You should be left with about six key stems that define the shape of your rose bush. For hybrid teas, otherwise known as modern bush roses, cut back each of these stems by at least half. For other shrub roses, prune lightly so they don’t become top heavy.
Also watch for suckers, vigorous growths which emerge from a point low down on the plant, close to the root system.
If you leave them, they can choke the plant or reduce its vigour. Suckers are easy to identify because they have different leaves and growth habit.
Just pull them off, as cutting encourages them, as does hoeing around the base.
If it’s really cold, you can leave pruning as late as early April, which means that your plants will flower slightly later than usual, but at least the soft new growth won’t have been damaged by frost.
Rose pruning isn’t rocket science, as many gardeners have learned over the years. Rose connoisseur Edward Enfield, father of comedian Harry Enfield and former member of the Royal National Rose Society, once told me of an experiment in which one group of rose bushes was pruned lightly, another group heavily and a third hacked with a hedge cutter – and those hacked off with the hedge cutter did the best.

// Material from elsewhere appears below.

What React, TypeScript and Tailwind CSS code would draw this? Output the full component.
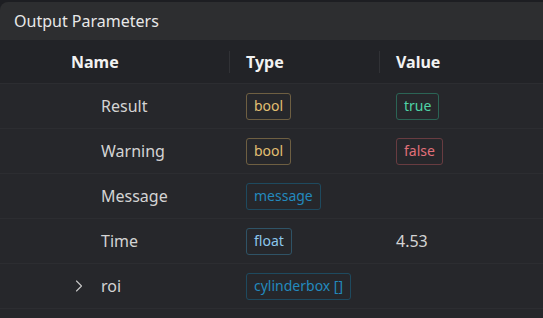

He himself prunes twice – once in autumn, cutting out the deadwood and spindly growths and shortening the main stems to stop windrock, then again in March, cutting to an outward eye where a group of leaves join the stem.
Hard pruning, when stems are cut back to three or four buds from the base, is recommended for newly planted rose bushes, while moderate pruning, where stems are cut back to about half their length, is advised for hybrid tea bushes growing in ordinary soils.
If you don’t have time to prune, but love roses, consider investing in some ground cover or patio roses which will just need a tidy-up in spring.
Whatever you do, don’t forget to prune your roses because the flowers grow at the tips of the stems, so if you don’t shorten those stems the blooms will end up at the top of the plant where you can’t see them, and the stems will just become a straggly maze of twiggy bits.